In short, growing payments to beneficiaries are likely to be unmatched by revenue collections which should lead to expanded deficits. Again according to the same Bloomberg article,`` The government retirement system faces a cash shortfall because the number of retirees eligible for benefits will almost double to 79.5 million in 2045 from 40.5 million this year. By 2045, there will be 2.1 workers paying into the system for every retiree, compared with 3.2 workers this year.”

This implies another major source of pressure to raise financing.

Author and former Treasury Department economist Bruce Barlett in Forbes recently posited that the US may require taxes to rise by some 81% just to meet these coming budgetary shortfalls.

And considering the degree of deficit financing arising from today’s crisis, which if present programs don’t succeed to rekindle an immediate return to growth “normalcy” for the US economy, and combined with the growing risks of the entitlement crisis, all these could translate to a jarring future for Americans-the risks may not be one of deflation but one of bankruptcy or at worst hyperinflation.

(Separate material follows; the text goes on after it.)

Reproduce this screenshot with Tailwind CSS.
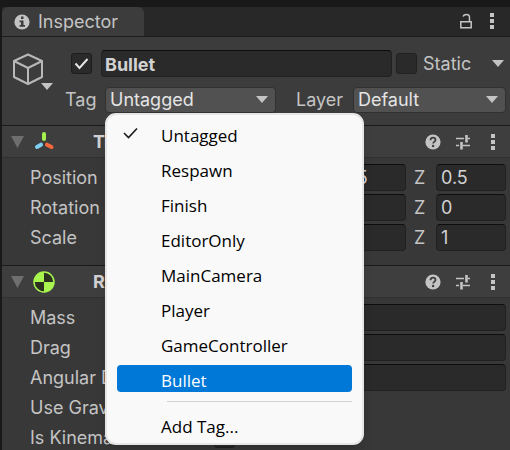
<!DOCTYPE html>
<html lang="en">
<head>
  <meta charset="UTF-8" />
  <meta name="viewport" content="width=device-width, initial-scale=1.0"/>
  <title>Inspector</title>
  <script src="https://cdn.jsdelivr.net/npm/@tailwindcss/browser@4"></script>
</head>
<body class="bg-[#383838] font-['Inter',sans-serif] text-lg leading-6 text-[#c4c4c4] overflow-hidden">
  <!-- shared icons -->
  <svg class="hidden">
    <symbol id="dots" viewBox="0 0 4 16">
      <path d="M0 0h4v4H0zM0 6h4v4H0zM0 12h4v4H0z" fill="#c4c4c4"/>
    </symbol>
    <symbol id="caret" viewBox="0 0 12 7">
      <path d="M0 0h12L6 7z" fill="#c4c4c4"/>
    </symbol>
    <symbol id="foldout" viewBox="0 0 13 12">
      <path d="M0 0h13L6.500 12z" fill="#6e6e6e"/>
    </symbol>
    <symbol id="help" viewBox="0 0 16 16">
      <circle cx="8" cy="8" r="7.600" fill="#c4c4c4"/>
      <path d="M5.500 6.200C5.500 4.400 6.600 3.600 8 3.600s2.500.9 2.500 2.300c0 1.700-2.300 1.700-2.300 3.600" fill="none" stroke="#3e3e3e" stroke-width="1.800"/>
      <circle cx="8.100" cy="12" r="1.200" fill="#3e3e3e"/>
    </symbol>
    <symbol id="sliders" viewBox="0 0 16 16">
      <path d="M1 4.500h8M13 4.500h2M1 11.500h3M8 11.500h7" stroke="#c4c4c4" stroke-width="1.500"/>
      <path d="M11.500 1v7.500M6.500 8v7.500" stroke="#c4c4c4" stroke-width="2.600"/>
    </symbol>
  </svg>

  <div class="min-h-screen border-l-2 border-[#191919]">
    <!-- tab bar -->
    <header class="flex h-[37px] items-stretch border-t-[7px] border-b border-t-[#191919] border-b-[#1c1c1c] bg-[#282828]">
      <h1 class="flex w-[142px] items-center gap-2 rounded-t-md bg-[#3c3c3c] pt-px pl-3">
        <svg class="size-4" viewBox="0 0 16 16">
          <circle cx="8" cy="8" r="7.600" fill="#c4c4c4"/>
          <path d="M7 2.500h2.500V5H7zM5.500 6.500h4V11H11v1.800H5.500V11H7V8.200H5.500z" fill="#3c3c3c"/>
        </svg>
        Inspector
      </h1>
      <div class="ml-auto flex items-center gap-[18px] pr-4 pb-[2px]">
        <button aria-label="Lock">
          <svg class="h-4 w-3" viewBox="0 0 12 16" fill="none" stroke="#c4c4c4" stroke-width="1.500">
            <path d="M.8 8.800h10.400v6H.8zM9.500 8.500V4.500C9.500 2.300 8.200 1.500 6.500 1.500S3.500 2.200 3 3.500"/>
          </svg>
        </button>
        <button aria-label="Menu"><svg class="h-4 w-1"><use href="#dots"/></svg></button>
      </div>
    </header>

    <!-- game object -->
    <section class="flex h-[88px] bg-[#3c3c3c] pt-[13px] pr-1">
      <button aria-label="Icon" class="relative ml-[10px] h-10 w-[41px] shrink-0">
        <svg class="block h-9 w-8" viewBox="0 0 32 36" fill="none" stroke="#b8b8b8" stroke-width="2" stroke-linejoin="round">
          <path d="M16 3.500L30 10v16L16 33 2 26V10zM2 10l14 7 14-7M16 17v16" transform="translate(0 -1)"/>
        </svg>
        <svg class="absolute right-0 bottom-0 h-[7px] w-3"><use href="#caret"/></svg>
      </button>
      <div class="flex min-w-0 flex-1 flex-col gap-[10px] pl-[11px]">
        <div class="flex h-[27px] items-center pl-[7px]">
          <span class="relative size-[21px] shrink-0">
            <input type="checkbox" checked aria-label="Active" class="block size-full appearance-none rounded-[3px] border border-[#1c1c1c] bg-[#2a2a2a]"/>
            <svg class="pointer-events-none absolute inset-0 size-full" viewBox="0 0 21 21"><path d="M4.500 10.500l4 4.500L16.500 6" fill="none" stroke="#e4e4e4" stroke-width="2"/></svg>
          </span>
          <input type="text" value="Bullet" aria-label="Name" class="ml-[9px] h-full min-w-0 flex-1 rounded border border-[#212121] border-t-[#0d0d0d] bg-[#2a2a2a] px-[3px] pt-[2px] font-bold text-[#d2d2d2]"/>
          <input type="checkbox" id="static" class="ml-1 size-[21px] appearance-none rounded-[3px] border border-[#212121] bg-[#2a2a2a]"/>
          <label for="static" class="ml-[6px] w-[69px]">Static</label>
          <button aria-label="Static flags" class="pr-[2px]"><svg class="h-[7px] w-3"><use href="#caret"/></svg></button>
        </div>
        <div class="flex h-[26px] items-center">
          <label for="tag" class="w-[41px] pl-px">Tag</label>
          <div class="relative h-full w-[171px]">
            <select id="tag" class="size-full appearance-none rounded border border-[#303030] bg-[#515151] px-1 text-[#e4e4e4]">
              <option>Untagged</option>
            </select>
            <svg class="pointer-events-none absolute top-[9px] right-2 h-[7px] w-3"><use href="#caret"/></svg>
            <!-- open tag menu -->
            <ul role="menu" class="absolute top-full left-0 z-10 flex h-[332px] w-[259px] flex-col rounded-[11px] border-2 border-[#e6e6e6] bg-[#f9f9f9] px-[10px] pt-[2px] font-['Open_Sans','Noto_Sans',sans-serif] text-[17px] text-black shadow-lg">
              <li class="h-[35px] pt-[5px]">
                <button role="menuitem" class="flex h-7 w-full items-center">
                  <svg class="mr-[23px] mb-[6px] ml-[6px] h-3 w-[15px]" viewBox="0 0 15 12"><path d="M1 6l4.500 4.500L14 1.500" fill="none" stroke="#1a1a1a" stroke-width="1.600"/></svg>
                  Untagged
                </button>
              </li>
              <li class="h-[35px] pt-[5px]"><button role="menuitem" class="h-7 w-full pl-11 text-left">Respawn</button></li>
              <li class="h-[35px] pt-[5px]"><button role="menuitem" class="h-7 w-full pl-11 text-left">Finish</button></li>
              <li class="h-[35px] pt-[5px]"><button role="menuitem" class="h-7 w-full pl-11 text-left">EditorOnly</button></li>
              <li class="h-[35px] pt-[5px]"><button role="menuitem" class="h-7 w-full pl-11 text-left">MainCamera</button></li>
              <li class="h-[35px] pt-[5px]"><button role="menuitem" class="h-7 w-full pl-11 text-left">Player</button></li>
              <li class="h-[35px] pt-[5px]"><button role="menuitem" class="h-7 w-full pl-11 text-left">GameController</button></li>
              <li class="h-[35px] pt-[3px]"><button role="menuitem" class="h-[27px] w-full rounded bg-[#0078d7] pt-1 pl-11 text-left text-white">Bullet</button></li>
              <li role="separator" class="mt-1 ml-[50px] border-t border-[#d4d4d4]"></li>
              <li class="pt-[11px]"><button role="menuitem" class="h-7 w-full pl-11 text-left">Add Tag...</button></li>
            </ul>
          </div>
          <label for="layer" class="ml-5 w-[57px]">Layer</label>
          <div class="relative h-full min-w-0 flex-1">
            <select id="layer" class="size-full appearance-none rounded border border-[#303030] bg-[#515151] px-1 text-[#e4e4e4]">
              <option>Default</option>
            </select>
            <svg class="pointer-events-none absolute top-[9px] right-2 h-[7px] w-3"><use href="#caret"/></svg>
          </div>
        </div>
      </div>
    </section>

    <!-- transform -->
    <section>
      <h2 class="flex h-[33px] items-center border-t border-b border-t-[#1a1a1a] border-b-[#303030] bg-[#3e3e3e] pr-[15px] pl-[9px] font-bold text-[#d2d2d2]">
        <svg class="h-3 w-[13px]"><use href="#foldout"/></svg>
        <svg class="ml-2 size-6" viewBox="0 0 24 24" fill="none" stroke-width="4" stroke-linecap="round">
          <path d="M12 4v5" stroke="#a5f04f"/>
          <path d="M9 14.700L5 17" stroke="#7fd0f5"/>
          <path d="M15 14.700l4.500 2.300" stroke="#f7683c"/>
        </svg>
        <span class="ml-[37px]">Transform</span>
        <button aria-label="Help" class="ml-auto"><svg class="size-4"><use href="#help"/></svg></button>
        <button aria-label="Presets" class="ml-[14px]"><svg class="size-4"><use href="#sliders"/></svg></button>
        <button aria-label="Options" class="ml-5"><svg class="h-4 w-1"><use href="#dots"/></svg></button>
      </h2>
      <div class="flex flex-col gap-[3px] pt-[6px] pr-1 pb-[14px] pl-7">
        <div class="flex h-[27px] items-center">
          <span class="w-46 shrink-0 pt-px">Position</span>
          <div class="grid h-full flex-1 grid-cols-3 gap-2">
            <label class="flex items-center"><span class="w-[22px] shrink-0">X</span><input type="text" value="0" class="h-full w-full min-w-0 rounded border border-[#212121] border-t-[#0d0d0d] bg-[#2a2a2a] px-1 text-[#d2d2d2]"/></label>
            <label class="flex items-center"><span class="w-[22px] shrink-0">Y</span><input type="text" value="0.5" class="h-full w-full min-w-0 rounded border border-[#212121] border-t-[#0d0d0d] bg-[#2a2a2a] px-1 text-[#d2d2d2]"/></label>
            <label class="flex items-center"><span class="w-[22px] shrink-0">Z</span><input type="text" value="0.5" class="h-full w-full min-w-0 rounded border border-[#212121] border-t-[#0d0d0d] bg-[#2a2a2a] px-1 text-[#d2d2d2]"/></label>
          </div>
        </div>
        <div class="flex h-[27px] items-center">
          <span class="w-46 shrink-0 pt-px">Rotation</span>
          <div class="grid h-full flex-1 grid-cols-3 gap-2">
            <label class="flex items-center"><span class="w-[22px] shrink-0">X</span><input type="text" value="0" class="h-full w-full min-w-0 rounded border border-[#212121] border-t-[#0d0d0d] bg-[#2a2a2a] px-1 text-[#d2d2d2]"/></label>
            <label class="flex items-center"><span class="w-[22px] shrink-0">Y</span><input type="text" value="0" class="h-full w-full min-w-0 rounded border border-[#212121] border-t-[#0d0d0d] bg-[#2a2a2a] px-1 text-[#d2d2d2]"/></label>
            <label class="flex items-center"><span class="w-[22px] shrink-0">Z</span><input type="text" value="0" class="h-full w-full min-w-0 rounded border border-[#212121] border-t-[#0d0d0d] bg-[#2a2a2a] px-1 text-[#d2d2d2]"/></label>
          </div>
        </div>
        <div class="flex h-[27px] items-center">
          <span class="w-46 shrink-0 pt-px">Scale</span>
          <div class="grid h-full flex-1 grid-cols-3 gap-2">
            <label class="flex items-center"><span class="w-[22px] shrink-0">X</span><input type="text" value="1" class="h-full w-full min-w-0 rounded border border-[#212121] border-t-[#0d0d0d] bg-[#2a2a2a] px-1 text-[#d2d2d2]"/></label>
            <label class="flex items-center"><span class="w-[22px] shrink-0">Y</span><input type="text" value="1" class="h-full w-full min-w-0 rounded border border-[#212121] border-t-[#0d0d0d] bg-[#2a2a2a] px-1 text-[#d2d2d2]"/></label>
            <label class="flex items-center"><span class="w-[22px] shrink-0">Z</span><input type="text" value="1" class="h-full w-full min-w-0 rounded border border-[#212121] border-t-[#0d0d0d] bg-[#2a2a2a] px-1 text-[#d2d2d2]"/></label>
          </div>
        </div>
      </div>
    </section>

    <!-- rigidbody -->
    <section>
      <h2 class="flex h-[33px] items-center border-t border-b border-t-[#1a1a1a] border-b-[#303030] bg-[#3e3e3e] pr-[15px] pl-[9px] font-bold text-[#d2d2d2]">
        <svg class="h-3 w-[13px]"><use href="#foldout"/></svg>
        <svg class="ml-2 size-6" viewBox="0 0 24 24">
          <circle cx="12" cy="12" r="10" fill="#2b3320" stroke="#a8f550" stroke-width="1.500"/>
          <path d="M12 12V2A10 10 0 0 0 2 12zM12 12v10a10 10 0 0 0 10-10z" fill="#a8f550"/>
        </svg>
        <span class="ml-[37px]">Rigidbody</span>
        <button aria-label="Help" class="ml-auto"><svg class="size-4"><use href="#help"/></svg></button>
        <button aria-label="Presets" class="ml-[14px]"><svg class="size-4"><use href="#sliders"/></svg></button>
        <button aria-label="Options" class="ml-5"><svg class="h-4 w-1"><use href="#dots"/></svg></button>
      </h2>
      <div class="flex flex-col gap-[3px] pt-[6px] pr-1 pl-7">
        <div class="flex h-[27px] items-center">
          <label for="mass" class="w-46 shrink-0 pt-px">Mass</label>
          <input id="mass" type="text" class="h-full min-w-0 flex-1 rounded border border-[#212121] border-t-[#0d0d0d] bg-[#2a2a2a] px-1"/>
        </div>
        <div class="flex h-[27px] items-center">
          <label for="drag" class="w-46 shrink-0 pt-px">Drag</label>
          <input id="drag" type="text" class="h-full min-w-0 flex-1 rounded border border-[#212121] border-t-[#0d0d0d] bg-[#2a2a2a] px-1"/>
        </div>
        <div class="flex h-[27px] items-center">
          <label for="angular" class="w-46 shrink-0 pt-px">Angular Drag</label>
          <input id="angular" type="text" class="h-full min-w-0 flex-1 rounded border border-[#212121] border-t-[#0d0d0d] bg-[#2a2a2a] px-1"/>
        </div>
        <div class="flex h-[27px] items-center">
          <label for="gravity" class="w-46 shrink-0 pt-px">Use Gravity</label>
          <input id="gravity" type="checkbox" class="size-[21px] appearance-none rounded-[3px] border border-[#212121] bg-[#2a2a2a]"/>
        </div>
        <div class="flex h-[27px] items-center">
          <label for="kinematic" class="w-46 shrink-0 pt-px">Is Kinematic</label>
          <input id="kinematic" type="checkbox" class="size-[21px] appearance-none rounded-[3px] border border-[#212121] bg-[#2a2a2a]"/>
        </div>
      </div>
    </section>
  </div>
</body>
</html>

On the same plane, the former comptroller general of the US David Walker recently warned at the Financial Times of a prospective downgrade of America’s AAA credit rating should current trends persist.

Hence it seems to be much ignored by the mainstream or by policymakers how the structure of the US political economy has been evolving to apparently increase dependence on the US government’s inflationary mechanism to support the status quo, as currently depicted by evidences of the diminishing Federalism and from the huge intractable welfare programs which looks increasingly like a Ponzi financing model.

As famed economist Herb Stein once said ``If something cannot go on forever, it will stop.”